Aim of the task
Write the data below out exactly as it stands. Do not include the pictures.

* Start *

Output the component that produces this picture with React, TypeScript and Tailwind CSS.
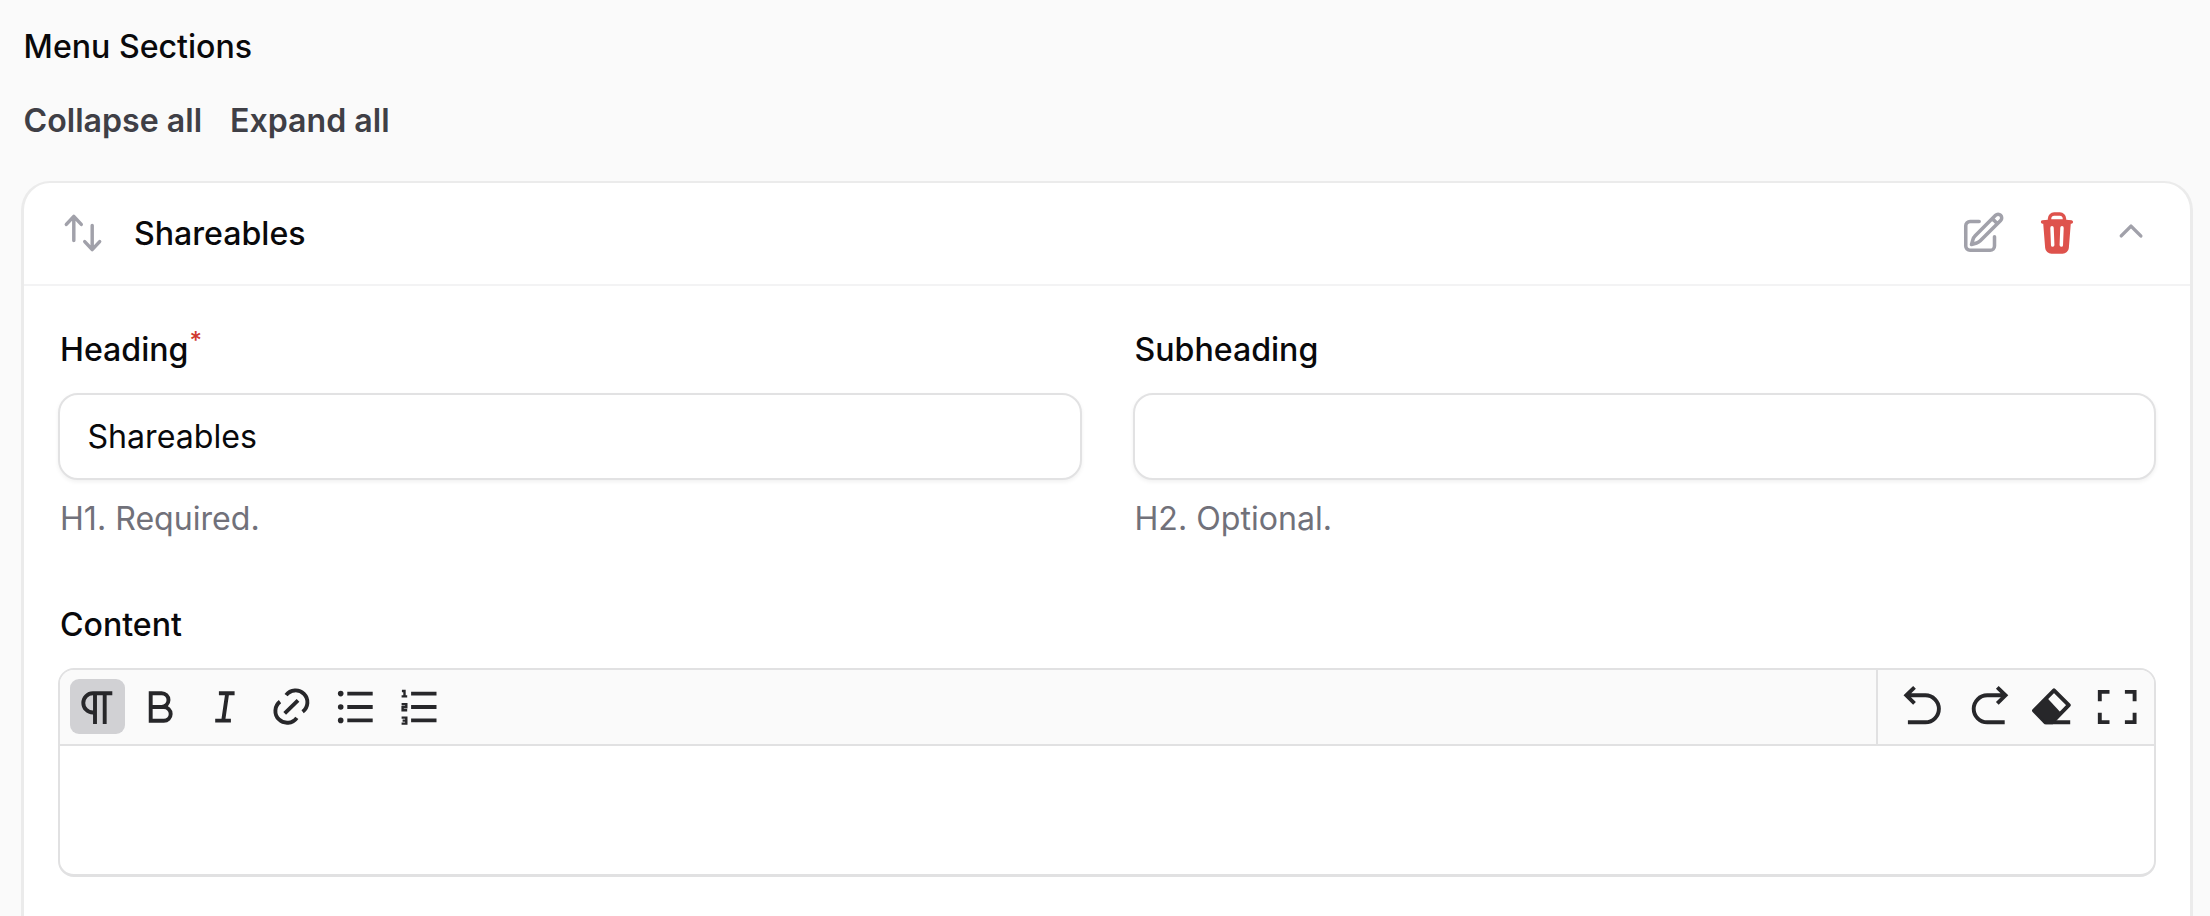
import type { ReactNode } from "react"
import { HiMiniArrowsUpDown, HiMiniChevronUp, HiMiniTrash, HiOutlinePencilSquare } from "react-icons/hi2"

type Tool = {
  label: string
  active?: boolean
  icon: ReactNode
}

const formatTools: Tool[] = [
  {
    label: "Paragraph",
    active: true,
    icon: <path d="M42.3 14.3H22.9a9.6 9.6 0 0 0 0 19.2H25M25 14.3V45M34.7 14.3V45" />,
  },
  {
    label: "Bold",
    icon: <path d="M16.7 14.2H27.6a6.9 6.9 0 0 1 0 13.8H16.7H29.8a6.9 6.9 0 0 1 0 13.8H16.7Z" />,
  },
  {
    label: "Italic",
    icon: <path d="M20.9 14.2H36.6M17.2 41.6H32.9M29.2 14.2L25.2 41.6" />,
  },
  {
    label: "Link",
    icon: (
      <path d="M23.1 16.2A11.8 11.8 0 1 1 39.6 32.7M17 22.6A11.8 11.8 0 1 0 33.8 38.8M21.7 34.3L35 21.3" />
    ),
  },
  {
    label: "Bullet list",
    icon: (
      <>
        <path d="M20.3 14.6H45.7M20.3 28H45.7M20.3 41.4H45.7" />
        <g fill="currentColor" stroke="none">
          <circle cx="13.7" cy="14.6" r="2.8" />
          <circle cx="13.7" cy="28" r="2.8" />
          <circle cx="13.7" cy="41.4" r="2.8" />
        </g>
      </>
    ),
  },
  {
    label: "Ordered list",
    icon: (
      <>
        <path d="M20.1 14.6H45.5M20.1 28H45.5M20.1 41.4H45.5" />
        <path
          strokeWidth="2.4"
          d="M10.9 12h2.6v5.4M10.6 17.4h5.6M10.6 25.2h4.7v3h-3.7v3h4.6M10.6 38.6h4.7v6h-4.7M11.6 41.6h3.6"
        />
      </>
    ),
  },
]

const historyTools: Tool[] = [
  {
    label: "Undo",
    icon: <path d="M17.5 8.3L9.3 16.3L17.5 24.3M9.3 16.3H28.4a13.5 13.5 0 0 1 0 27H10.9" />,
  },
  {
    label: "Redo",
    icon: <path d="M36.3 8.3L44.5 16.3L36.3 24.3M44.5 16.3H26.2a13.5 13.5 0 0 0 0 27H43.7" />,
  },
  {
    label: "Clear",
    icon: (
      <>
        <path strokeLinejoin="round" d="M29 11.3L43.8 26.1L27 43.3H20.4L9 31.6Z" />
        <path fill="currentColor" stroke="none" d="M22 18.8L35.2 33L27 43.3H20.4L9 31.6Z" />
        <path d="M20.4 43.3H45.2" />
      </>
    ),
  },
  {
    label: "Fullscreen",
    icon: <path d="M9.8 22.3V12.9H19.5M34.9 12.9H44.6V22.3M44.6 33.7V43.1H34.9M19.5 43.1H9.8V33.7" />,
  },
]

function ToolButton({ label, active, icon }: Tool) {
  return (
    <button
      type="button"
      aria-label={label}
      className={`size-[55px] shrink-0 rounded-[9px] text-[#27272a] ${active ? "bg-[#d1d1d4]" : ""}`}
    >
      <svg viewBox="0 0 55 55" className="size-full" fill="none" stroke="currentColor" strokeWidth="3.9">
        {icon}
      </svg>
    </button>
  )
}

function Field({ label, value, helper, required }: { label: string; value: string; helper: string; required?: boolean }) {
  return (
    <div className="flex flex-col">
      <label className="h-12 pl-0.5 leading-[48px] font-medium">
        {label}
        {required && <sup className="top-[-0.5em] ml-[1px] text-[24px] leading-none text-[#d0392f]">*</sup>}
      </label>
      <div className="mt-[19px] flex h-[87px] items-center rounded-[20px] border-2 border-[#e2e2e3] bg-white px-[27.5px] pt-[2px] shadow-[0_2px_4px_rgba(0,0,0,0.06)]">
        {value}
      </div>
      <p className="mt-[15px] pl-0.5 leading-[48px] text-[#71717a]">{helper}</p>
    </div>
  )
}

export default function App() {
  return (
    <main className="flex h-[916px] w-[2210px] flex-col overflow-hidden bg-[#fafafa] pt-[23px] pr-[13px] pl-[17px] font-['Inter',sans-serif] text-[32.12px] text-[#09090b]">
      <h2 className="pl-[6.6px] leading-[48px] font-medium">Menu Sections</h2>
      <div className="mt-[26px] flex gap-7 pl-[6.6px] leading-[48px] font-semibold text-[#3f3f46]">
        <button type="button">Collapse all</button>
        <button type="button">Expand all</button>
      </div>

      <section className="mx-1 mt-9 flex flex-1 flex-col rounded-t-[29px] border-x-[3px] border-t-2 border-[#ebebeb] bg-white">
        <header className="flex h-[103px] shrink-0 items-center border-b-2 border-[#f3f3f4] px-9 text-[#a1a1aa]">
          <HiMiniArrowsUpDown className="mb-[1px] size-[46px]" />
          <h3 className="ml-[28px] flex-1 pt-[2px] font-medium text-[#09090b]">Shareables</h3>
          <div className="mb-[2px] flex gap-7">
            <HiOutlinePencilSquare className="size-[46px] [stroke-width:1.85]" />
            <HiMiniTrash className="size-[46px] text-[#de524c]" />
            <HiMiniChevronUp className="size-[46px]" />
          </div>
        </header>

        <div className="px-[34px] pt-10">
          <div className="grid grid-cols-2 gap-[51px]">
            <Field label="Heading" value="Shareables" helper="H1. Required." required />
            <Field label="Subheading" value="" helper="H2. Optional." />
          </div>

          <label className="mt-[58px] block pl-0.5 leading-[48px] font-medium">Content</label>
          <div className="mt-[19px] flex h-[209px] flex-col overflow-hidden rounded-[16px] border-2 border-b-[3px] border-[#e1e1e2] bg-white">
            <div className="flex h-[76px] shrink-0 border-b-2 border-[#e1e1e2] bg-[#fafafa]">
              <div className="flex flex-1 items-start gap-[9.2px] pt-[9px] pl-2.5">
                {formatTools.map((tool) => (
                  <ToolButton key={tool.label} {...tool} />
                ))}
              </div>
              <div className="flex items-start gap-[9.2px] border-l-2 border-[#e1e1e2] pt-[9px] pr-[9.5px] pl-[19px]">
                {historyTools.map((tool) => (
                  <ToolButton key={tool.label} {...tool} />
                ))}
              </div>
            </div>
          </div>
        </div>
      </section>
    </main>
  )
}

* End *

Reply to the task
Output the component that produces this picture with React, TypeScript and Tailwind CSS.
import type { ReactNode } from "react"
import { HiMiniArrowsUpDown, HiMiniChevronUp, HiMiniTrash, HiOutlinePencilSquare } from "react-icons/hi2"

type Tool = {
  label: string
  active?: boolean
  icon: ReactNode
}

const formatTools: Tool[] = [
  {
    label: "Paragraph",
    active: true,
    icon: <path d="M42.3 14.3H22.9a9.6 9.6 0 0 0 0 19.2H25M25 14.3V45M34.7 14.3V45" />,
  },
  {
    label: "Bold",
    icon: <path d="M16.7 14.2H27.6a6.9 6.9 0 0 1 0 13.8H16.7H29.8a6.9 6.9 0 0 1 0 13.8H16.7Z" />,
  },
  {
    label: "Italic",
    icon: <path d="M20.9 14.2H36.6M17.2 41.6H32.9M29.2 14.2L25.2 41.6" />,
  },
  {
    label: "Link",
    icon: (
      <path d="M23.1 16.2A11.8 11.8 0 1 1 39.6 32.7M17 22.6A11.8 11.8 0 1 0 33.8 38.8M21.7 34.3L35 21.3" />
    ),
  },
  {
    label: "Bullet list",
    icon: (
      <>
        <path d="M20.3 14.6H45.7M20.3 28H45.7M20.3 41.4H45.7" />
        <g fill="currentColor" stroke="none">
          <circle cx="13.7" cy="14.6" r="2.8" />
          <circle cx="13.7" cy="28" r="2.8" />
          <circle cx="13.7" cy="41.4" r="2.8" />
        </g>
      </>
    ),
  },
  {
    label: "Ordered list",
    icon: (
      <>
        <path d="M20.1 14.6H45.5M20.1 28H45.5M20.1 41.4H45.5" />
        <path
          strokeWidth="2.4"
          d="M10.9 12h2.6v5.4M10.6 17.4h5.6M10.6 25.2h4.7v3h-3.7v3h4.6M10.6 38.6h4.7v6h-4.7M11.6 41.6h3.6"
        />
      </>
    ),
  },
]

const historyTools: Tool[] = [
  {
    label: "Undo",
    icon: <path d="M17.5 8.3L9.3 16.3L17.5 24.3M9.3 16.3H28.4a13.5 13.5 0 0 1 0 27H10.9" />,
  },
  {
    label: "Redo",
    icon: <path d="M36.3 8.3L44.5 16.3L36.3 24.3M44.5 16.3H26.2a13.5 13.5 0 0 0 0 27H43.7" />,
  },
  {
    label: "Clear",
    icon: (
      <>
        <path strokeLinejoin="round" d="M29 11.3L43.8 26.1L27 43.3H20.4L9 31.6Z" />
        <path fill="currentColor" stroke="none" d="M22 18.8L35.2 33L27 43.3H20.4L9 31.6Z" />
        <path d="M20.4 43.3H45.2" />
      </>
    ),
  },
  {
    label: "Fullscreen",
    icon: <path d="M9.8 22.3V12.9H19.5M34.9 12.9H44.6V22.3M44.6 33.7V43.1H34.9M19.5 43.1H9.8V33.7" />,
  },
]

function ToolButton({ label, active, icon }: Tool) {
  return (
    <button
      type="button"
      aria-label={label}
      className={`size-[55px] shrink-0 rounded-[9px] text-[#27272a] ${active ? "bg-[#d1d1d4]" : ""}`}
    >
      <svg viewBox="0 0 55 55" className="size-full" fill="none" stroke="currentColor" strokeWidth="3.9">
        {icon}
      </svg>
    </button>
  )
}

function Field({ label, value, helper, required }: { label: string; value: string; helper: string; required?: boolean }) {
  return (
    <div className="flex flex-col">
      <label className="h-12 pl-0.5 leading-[48px] font-medium">
        {label}
        {required && <sup className="top-[-0.5em] ml-[1px] text-[24px] leading-none text-[#d0392f]">*</sup>}
      </label>
      <div className="mt-[19px] flex h-[87px] items-center rounded-[20px] border-2 border-[#e2e2e3] bg-white px-[27.5px] pt-[2px] shadow-[0_2px_4px_rgba(0,0,0,0.06)]">
        {value}
      </div>
      <p className="mt-[15px] pl-0.5 leading-[48px] text-[#71717a]">{helper}</p>
    </div>
  )
}

export default function App() {
  return (
    <main className="flex h-[916px] w-[2210px] flex-col overflow-hidden bg-[#fafafa] pt-[23px] pr-[13px] pl-[17px] font-['Inter',sans-serif] text-[32.12px] text-[#09090b]">
      <h2 className="pl-[6.6px] leading-[48px] font-medium">Menu Sections</h2>
      <div className="mt-[26px] flex gap-7 pl-[6.6px] leading-[48px] font-semibold text-[#3f3f46]">
        <button type="button">Collapse all</button>
        <button type="button">Expand all</button>
      </div>

      <section className="mx-1 mt-9 flex flex-1 flex-col rounded-t-[29px] border-x-[3px] border-t-2 border-[#ebebeb] bg-white">
        <header className="flex h-[103px] shrink-0 items-center border-b-2 border-[#f3f3f4] px-9 text-[#a1a1aa]">
          <HiMiniArrowsUpDown className="mb-[1px] size-[46px]" />
          <h3 className="ml-[28px] flex-1 pt-[2px] font-medium text-[#09090b]">Shareables</h3>
          <div className="mb-[2px] flex gap-7">
            <HiOutlinePencilSquare className="size-[46px] [stroke-width:1.85]" />
            <HiMiniTrash className="size-[46px] text-[#de524c]" />
            <HiMiniChevronUp className="size-[46px]" />
          </div>
        </header>

        <div className="px-[34px] pt-10">
          <div className="grid grid-cols-2 gap-[51px]">
            <Field label="Heading" value="Shareables" helper="H1. Required." required />
            <Field label="Subheading" value="" helper="H2. Optional." />
          </div>

          <label className="mt-[58px] block pl-0.5 leading-[48px] font-medium">Content</label>
          <div className="mt-[19px] flex h-[209px] flex-col overflow-hidden rounded-[16px] border-2 border-b-[3px] border-[#e1e1e2] bg-white">
            <div className="flex h-[76px] shrink-0 border-b-2 border-[#e1e1e2] bg-[#fafafa]">
              <div className="flex flex-1 items-start gap-[9.2px] pt-[9px] pl-2.5">
                {formatTools.map((tool) => (
                  <ToolButton key={tool.label} {...tool} />
                ))}
              </div>
              <div className="flex items-start gap-[9.2px] border-l-2 border-[#e1e1e2] pt-[9px] pr-[9.5px] pl-[19px]">
                {historyTools.map((tool) => (
                  <ToolButton key={tool.label} {...tool} />
                ))}
              </div>
            </div>
          </div>
        </div>
      </section>
    </main>
  )
}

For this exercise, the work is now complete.